Skip to main content

View Diary: The Mayor of Lansing, Michigan hilariously trolls Tennessee over UAW crackdown (238 comments)

Comment Preferences

  •  Lol... (1+ / 0-)
    Recommended by:
    ypochris

    You are missing the "willing seller" part of the equation. The bank (or the home owner who is party to a short sale), is not considered a willing seller in a foreclosure/short sale. This is why comps on appraisals using short sales or foreclosures will be (should be at least) adjusted to reflect the seller isn't willing.

    Just being on the open market isn't enough to satisfy fair market value requirements.

    Republicanism: the political theory that the poor have too much money and the rich do not have enough.

    by bacchae1999 on Wed Feb 12, 2014 at 01:01:47 PM PST

    [ Parent ]

    •  An arguable point, (0+ / 0-)

      but at least I'll give you credit (and a rec) for making a reasonable argument, rather than just calling me a liar like some.

      This particular case was actually the only foreclosed home I purchased; generally they get trashed and aren't even worth what the bank is asking for them. And those that are never make it to the MLS. Although this was the most extreme example of what I consider unfair taxation, the others aren't that much better. And everything I have said still is applicable to them. I just use this one as the example because I like the way it sounds when I state the TRUTH: I pay more taxes on a house I paid $28,000 for (plus about $2000 in various purchase expenses) in Lansing than I pay on 2600 acres (rounded so as not to identify the exact parcel) of oceanfront land in Hawai'i.

      •   (4+ / 0-)

        It's not a reasonable arguement, it's a factual statement. I work in a field which intersects with real estate sales and knowing willing buyer/willing seller is a part of my job.

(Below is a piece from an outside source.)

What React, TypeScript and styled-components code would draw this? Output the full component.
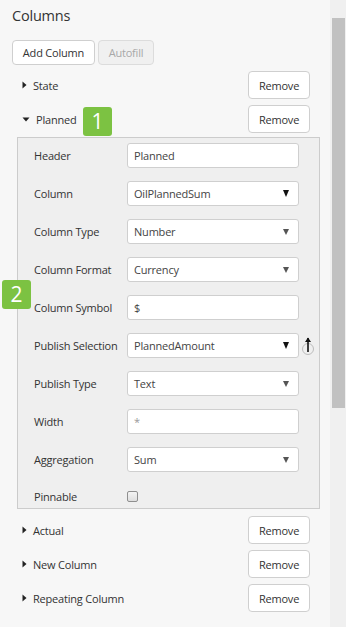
import React from "react";
import styled, { createGlobalStyle } from "styled-components";

const GlobalStyle = createGlobalStyle`
  html, body { margin: 0; padding: 0; background: #f7f7f7; }
  body { font-family: "Open Sans", "Noto Sans", Arial, sans-serif; color: #333; }
  * { box-sizing: border-box; }
`;

const Page = styled.div`
  position: relative;
  display: flex;
  width: 346px;
  height: 627px;
  overflow: hidden;
  background: #f7f7f7;
`;

const Main = styled.div`
  width: 330px;
  padding-left: 12px;
  display: flex;
  flex-direction: column;
`;

const Title = styled.div`
  height: 32px;
  line-height: 32px;
  font-size: 14.5px;
  letter-spacing: -0.2px;
  color: #333;
`;

const Toolbar = styled.div`
  display: flex;
  gap: 3px;
  margin-top: 8px;
`;

const ToolButton = styled.button<{ $disabled?: boolean }>`
  height: 25px;
  width: ${(p) => (p.$disabled ? "56px" : "83px")};
  padding: 0;
  font-family: inherit;
  font-size: 11px;
  letter-spacing: -0.2px;
  border-radius: 4px;
  border: 1px solid ${(p) => (p.$disabled ? "#dcdcdc" : "#cfcfcf")};
  background: ${(p) => (p.$disabled ? "#f0f0f0" : "#fff")};
  color: ${(p) => (p.$disabled ? "#a8a8a8" : "#333")};
`;

const List = styled.div`
  display: flex;
  flex-direction: column;
  gap: 6px;
  margin-top: 6px;
`;

const Item = styled.div`
  display: flex;
  flex-direction: column;
`;

const Row = styled.div`
  display: flex;
  align-items: center;
  justify-content: space-between;
  height: 28px;
  padding: 0 20px 0 10px;
`;

const RowTitle = styled.div`
  display: flex;
  align-items: center;
  gap: 6px;
  font-size: 11px;
  letter-spacing: -0.2px;
  color: #333;
`;

const RemoveButton = styled.button`
  width: 62px;
  height: 28px;
  padding: 0;
  font-family: inherit;
  font-size: 11px;
  letter-spacing: -0.2px;
  color: #333;
  background: #fff;
  border: 1px solid #cfcfcf;
  border-radius: 4px;
`;

const Panel = styled.div`
  margin: 4px 10px 1px 5px;
  border: 1px solid #cccccc;
  background: #efefef;
  display: grid;
  grid-template-columns: 93px 172px 1fr;
  row-gap: 13px;
  align-items: center;
  padding: 5px 0 1px 16px;
`;

const Label = styled.div`
  font-size: 11px;
  letter-spacing: -0.2px;
  color: #333;
  white-space: nowrap;
`;

const Field = styled.div<{ $placeholder?: boolean }>`
  height: 25px;
  background: #fff;
  border: 1px solid #cfcfcf;
  border-radius: 3px;
  display: flex;
  align-items: center;
  justify-content: space-between;
  padding: 0 6px 0 6px;
  font-size: 11px;
  letter-spacing: -0.2px;
  color: ${(p) => (p.$placeholder ? "#999" : "#444")};
`;

const Caret = styled.span<{ $dark?: boolean }>`
  width: 0;
  height: 0;
  border-left: ${(p) => (p.$dark ? "3.5px" : "3px")} solid transparent;
  border-right: ${(p) => (p.$dark ? "3.5px" : "3px")} solid transparent;
  border-top: ${(p) => (p.$dark ? "7px" : "6px")} solid ${(p) => (p.$dark ? "#111" : "#555")};
  margin-right: 3px;
`;

const Extra = styled.div`
  display: flex;
  align-items: center;
  padding-left: 2px;
`;

const CheckboxBox = styled.span`
  width: 11px;
  height: 11px;
  border: 1px solid #8f8f8f;
  border-radius: 2px;
  background: linear-gradient(#f4f4f4, #dedede);
  display: block;
`;

const CheckRow = styled.div`
  height: 22px;
  display: flex;
  align-items: center;
`;

const Badge = styled.div<{ $top: number; $left: number }>`
  position: absolute;
  top: ${(p) => p.$top}px;
  left: ${(p) => p.$left}px;
  width: 29px;
  height: 29px;
  background: #7cc242;
  border-radius: 3px;
  color: #fff;
  font-size: 21px;
  line-height: 29px;
  text-align: center;
  font-family: "Open Sans", Arial, sans-serif;
`;

const ScrollTrack = styled.div`
  width: 16px;
  height: 100%;
  background: #f0f0f0;
  padding: 18px 1px 0 2px;
`;

const ScrollThumb = styled.div`
  height: 390px;
  background: #c1c1c1;
`;

const TriRight = () => (
  <svg width="5" height="8" viewBox="0 0 5 8">
    <path d="M0.5 0.5 L4.5 4 L0.5 7.5 Z" fill="#222" />
  </svg>
);

const TriDown = () => (
  <svg width="8" height="5" viewBox="0 0 8 5">
    <path d="M0.5 0.5 L7.5 0.5 L4 4.5 Z" fill="#222" />
  </svg>
);

const UpIcon = () => (
  <svg width="14" height="22" viewBox="0 0 14 22">
    <circle cx="7" cy="14" r="5.5" fill="none" stroke="#bdbdbd" strokeWidth="1" />
    <path d="M7 3 L7 17" stroke="#111" strokeWidth="1.6" />
    <path d="M4 7 L7 2.5 L10 7 Z" fill="#111" />
  </svg>
);

type FieldDef = {
  label: string;
  value: string;
  select?: boolean;
  dark?: boolean;
  extra?: boolean;
  placeholder?: boolean;
};

const fields: FieldDef[] = [
  { label: "Header", value: "Planned" },
  { label: "Column", value: "OilPlannedSum", select: true, dark: true },
  { label: "Column Type", value: "Number", select: true },
  { label: "Column Format", value: "Currency", select: true },
  { label: "Column Symbol", value: "$" },
  { label: "Publish Selection", value: "PlannedAmount", select: true, dark: true, extra: true },
  { label: "Publish Type", value: "Text", select: true },
  { label: "Width", value: "*", placeholder: true },
  { label: "Aggregation", value: "Sum", select: true },
];

const CollapsedRow = ({ name }: { name: string }) => (
  <Row>
    <RowTitle>
      <TriRight />
      {name}
    </RowTitle>
    <RemoveButton>Remove</RemoveButton>
  </Row>
);

export default function App() {
  return (
    <Page>
      <GlobalStyle />
      <Main>
        <Title>Columns</Title>
        <Toolbar>
          <ToolButton>Add Column</ToolButton>
          <ToolButton $disabled>Autofill</ToolButton>
        </Toolbar>
        <List>
          <CollapsedRow name="State" />
          <Item>
            <Row>
              <RowTitle>
                <TriDown />
                Planned
              </RowTitle>
              <RemoveButton>Remove</RemoveButton>
            </Row>
            <Panel>
              {fields.map((f) => (
                <React.Fragment key={f.label}>
                  <Label>{f.label}</Label>
                  <Field $placeholder={f.placeholder}>
                    <span>{f.value}</span>
                    {f.select && <Caret $dark={f.dark} />}
                  </Field>
                  <Extra>{f.extra ? <UpIcon /> : null}</Extra>
                </React.Fragment>
              ))}
              <Label>Pinnable</Label>
              <CheckRow>
                <CheckboxBox />
              </CheckRow>
              <Extra />
            </Panel>
          </Item>
          <CollapsedRow name="Actual" />
          <CollapsedRow name="New Column" />
          <CollapsedRow name="Repeating Column" />
        </List>
      </Main>
      <ScrollTrack>
        <ScrollThumb />
      </ScrollTrack>
      <Badge $top={107} $left={83}>1</Badge>
      <Badge $top={280} $left={2}>2</Badge>
    </Page>
  );
}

        Of course, dude, you have a home that you purchased for way less than I've paid in property taxes on my CONDO since I bought it eight years ago.  In fact, it's half what my 10% downpayment was.

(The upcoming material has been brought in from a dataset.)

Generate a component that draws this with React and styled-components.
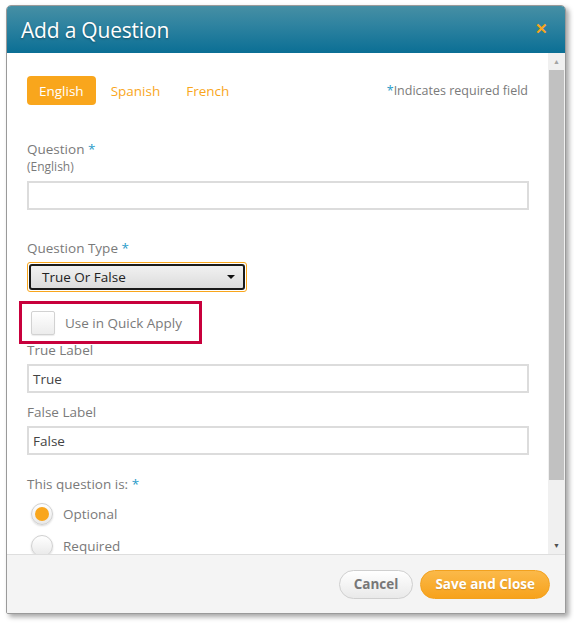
import React from 'react';
import styled, { createGlobalStyle } from 'styled-components';

const COLORS = {
  orange: '#f9a61c',
  blue: '#2b9cc9',
  label: '#7a7a7a',
  text: '#444444',
  border: '#dcdcdc',
  crimson: '#c8003c',
};

const FONT = "'Open Sans', 'Noto Sans', 'Liberation Sans', sans-serif";

const GlobalStyle = createGlobalStyle`
  html, body { margin: 0; padding: 0; background: #ffffff; }
  body { font-family: ${FONT}; }
`;

const Page = styled.div`
  width: 574px;
  height: 626px;
  padding: 5px 0 0 6px;
  box-sizing: border-box;
`;

const Dialog = styled.div`
  width: 560px;
  height: 609px;
  box-sizing: border-box;
  border: 1px solid #9a9a9a;
  border-radius: 5px 5px 2px 2px;
  box-shadow: 3px 3px 5px rgba(0, 0, 0, 0.35);
  display: flex;
  flex-direction: column;
  overflow: hidden;
  background: #fff;
`;

const Header = styled.div`
  height: 47px;
  flex: none;
  background: linear-gradient(#468fa4 0%, #2f83a0 40%, #0b6f95 100%);
  display: flex;
  align-items: center;
  justify-content: space-between;
  padding: 0 17px 0 14px;
`;

const Title = styled.h1`
  margin: 0;
  font-size: 21px;
  font-weight: 400;
  color: #fff;
  text-shadow: 0 1px 2px rgba(0, 0, 0, 0.35);
  letter-spacing: -0.2px;
`;

const CloseX = styled.span`
  color: ${COLORS.orange};
  font-size: 15px;
  font-weight: 700;
  line-height: 1;
  margin-top: -2px;
`;

const Body = styled.div`
  flex: 1;
  display: flex;
  min-height: 0;
`;

const Content = styled.div`
  flex: 1;
  overflow: hidden;
  padding: 23px 19px 0 20px;
`;

const Scrollbar = styled.div`
  width: 17px;
  flex: none;
  box-sizing: border-box;
  background: #f0f0f0;
  display: flex;
  flex-direction: column;
  align-items: center;
  padding: 0 1px;
`;

const Arrow = styled.div`
  height: 17px;
  display: flex;
  align-items: center;
  justify-content: center;
  color: ${p => (p.$dim ? '#a3a3a3' : '#505050')};
  font-size: 7px;
`;

const Thumb = styled.div`
  width: 15px;
  height: 410px;
  background: #c1c1c1;
`;

const Spacer = styled.div`
  flex: 1;
`;

const TopRow = styled.div`
  display: flex;
  align-items: center;
  justify-content: space-between;
`;

const Tabs = styled.div`
  display: flex;
  gap: 2px;
`;

const Tab = styled.span`
  height: 29px;
  padding: 0 ${p => (p.$active ? 12 : 11)}px;
  display: flex;
  align-items: center;
  border-radius: 4px;
  font-size: 13.5px;
  background: ${p => (p.$active ? COLORS.orange : 'transparent')};
  color: ${p => (p.$active ? '#fff' : COLORS.orange)};
  margin-left: ${p => (p.$first ? 0 : '2px')};
`;

const Required = styled.span`
  font-size: 12.5px;
  color: ${COLORS.label};
  margin-right: 1px;
`;

const Star = styled.span`
  color: ${COLORS.blue};
`;

const Label = styled.div`
  font-size: 13.5px;
  color: ${COLORS.label};
  line-height: 17px;
  margin-top: ${p => p.$top || 0}px;
  margin-bottom: ${p => (p.$bottom != null ? p.$bottom : 5)}px;
`;

const SubLabel = styled.div`
  font-size: 12px;
  color: ${COLORS.label};
  line-height: 15px;
  margin-top: 1px;
  margin-bottom: 7px;
`;

const Input = styled.div`
  height: 29px;
  box-sizing: border-box;
  border: 2px solid ${COLORS.border};
  display: flex;
  align-items: center;
  padding: 0 4px;
  font-size: 13.5px;
  color: ${COLORS.text};
`;

const SelectWrap = styled.div`
  width: 220px;
  height: 30px;
  box-sizing: border-box;
  border: 1px solid ${COLORS.orange};
  border-radius: 3px;
  padding: 1px;
`;

const Select = styled.div`
  height: 100%;
  box-sizing: border-box;
  border: 2px solid #1a1a1a;
  border-radius: 3px;
  background: linear-gradient(#f1f1f1, #dcdcdc);
  display: flex;
  align-items: center;
  justify-content: space-between;
  padding: 0 8px 0 11px;
  font-size: 13.5px;
  color: #222;
`;

const Caret = styled.span`
  width: 0;
  height: 0;
  border-left: 4px solid transparent;
  border-right: 4px solid transparent;
  border-top: 4px solid #111;
`;

const Highlight = styled.div`
  width: 183px;
  height: 43px;
  box-sizing: border-box;
  border: 3px solid ${COLORS.crimson};
  margin: 9px 0 -2px -8px;
  display: flex;
  align-items: center;
  padding-left: 9px;
  gap: 10px;
  position: relative;
`;

const Checkbox = styled.span`
  width: 24px;
  height: 24px;
  box-sizing: border-box;
  border: 1px solid #d2d2d2;
  border-radius: 2px;
  background: linear-gradient(#ffffff, #ececec);
  box-shadow: 0 1px 1px rgba(0, 0, 0, 0.08);
`;

const CheckText = styled.span`
  font-size: 13.5px;
  color: ${COLORS.label};
`;

const RadioRow = styled.div`
  display: flex;
  align-items: center;
  gap: 10px;
  height: 32px;
  padding-left: 4px;
`;

const Radio = styled.span`
  width: 22px;
  height: 22px;
  box-sizing: border-box;
  border-radius: 50%;
  border: 1px solid #d0d0d0;
  background: linear-gradient(#ffffff, #e8e8e8);
  box-shadow: 0 1px 2px rgba(0, 0, 0, 0.15);
  display: flex;
  align-items: center;
  justify-content: center;

  &::after {
    content: '';
    width: 14px;
    height: 14px;
    border-radius: 50%;
    background: ${p => (p.$checked ? COLORS.orange : 'transparent')};
  }
`;

const RadioText = styled.span`
  font-size: 13.5px;
  color: ${COLORS.label};
`;

const Footer = styled.div`
  height: 58px;
  flex: none;
  background: #f4f4f4;
  border-top: 1px solid #dedede;
  display: flex;
  align-items: center;
  justify-content: flex-end;
  gap: 7px;
  padding-right: 15px;
`;

const Button = styled.span`
  height: 29px;
  box-sizing: border-box;
  border-radius: 15px;
  display: flex;
  align-items: center;
  padding: 0 14px;
  font-size: 13.5px;
  font-weight: 700;
  border: 1px solid ${p => (p.$primary ? '#f2a11e' : '#cfcfcf')};
  background: ${p => (p.$primary ? 'linear-gradient(#fbb949, #f7a21c)' : 'linear-gradient(#ffffff, #e9e9e9)')};
  color: ${p => (p.$primary ? '#fff' : '#777')};
  text-shadow: ${p => (p.$primary ? '0 1px 1px rgba(0,0,0,0.15)' : 'none')};
`;

export default function App() {
  return (
    <Page>
      <GlobalStyle />
      <Dialog>
        <Header>
          <Title>Add a Question</Title>
          <CloseX>✕</CloseX>
        </Header>
        <Body>
          <Content>
            <TopRow>
              <Tabs>
                <Tab $active $first>English</Tab>
                <Tab>Spanish</Tab>
                <Tab>French</Tab>
              </Tabs>
              <Required><Star>*</Star>Indicates required field</Required>
            </TopRow>

            <Label $top={36} $bottom={0}>Question <Star>*</Star></Label>
            <SubLabel>(English)</SubLabel>
            <Input />

            <Label $top={30}>Question Type <Star>*</Star></Label>
            <SelectWrap>
              <Select>
                True Or False
                <Caret />
              </Select>
            </SelectWrap>

            <Highlight>
              <Checkbox />
              <CheckText>Use in Quick Apply</CheckText>
            </Highlight>

            <Label $top={0}>True Label</Label>
            <Input>True</Input>

            <Label $top={11}>False Label</Label>
            <Input>False</Input>

            <Label $top={21} $bottom={5}>This question is: <Star>*</Star></Label>
            <RadioRow>
              <Radio $checked />
              <RadioText>Optional</RadioText>
            </RadioRow>
            <RadioRow>
              <Radio />
              <RadioText>Required</RadioText>
            </RadioRow>
          </Content>
          <Scrollbar>
            <Arrow $dim>▲</Arrow>
            <Thumb />
            <Spacer />
            <Arrow>▼</Arrow>
          </Scrollbar>
        </Body>
        <Footer>
          <Button>Cancel</Button>
          <Button $primary>Save and Close</Button>
        </Footer>
      </Dialog>
    </Page>
  );
}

        I wouldn't complain too much ;)

        (However, schools need to be funded. The funding needs don't change with property values. High tax bills relative to property values, underfunded schools in poor areas, unfairly advantaged schools in rich areas.... I don't think schools should be dependent on local property taxes.)

        Republicanism: the political theory that the poor have too much money and the rich do not have enough.

        by bacchae1999 on Wed Feb 12, 2014 at 01:57:17 PM PST

        [ Parent ]

        •  In some cases it would be correct (0+ / 0-)

          to assume that the sale of a foreclosed property wouldn't fetch fair market value. But in may cases, and certainly in this case, the home does sell for the same amount as it would have sold for if it had been put on the market by an individual.

          The only way I can think of that an MLS listed house wouldn't have sold at fair market value is if it was snatched up immediately. When the house sits there, week in and week out, then it gets reduced and sits there some more, then reduced a third time and finally, after thirty five days at that price they accept your offer, it is pretty clear that the price paid was what the market would bear.

          I'm not complaining about what I paid for the house, but honestly, wouldn't you think that when you can buy houses so cheaply you would be able to make some money renting them out? Unfortunately, the burden on landlords is so heavy in Lansing that you can't. Which is why the houses go so cheaply. Can't the other homeowners see how this affects their own property values?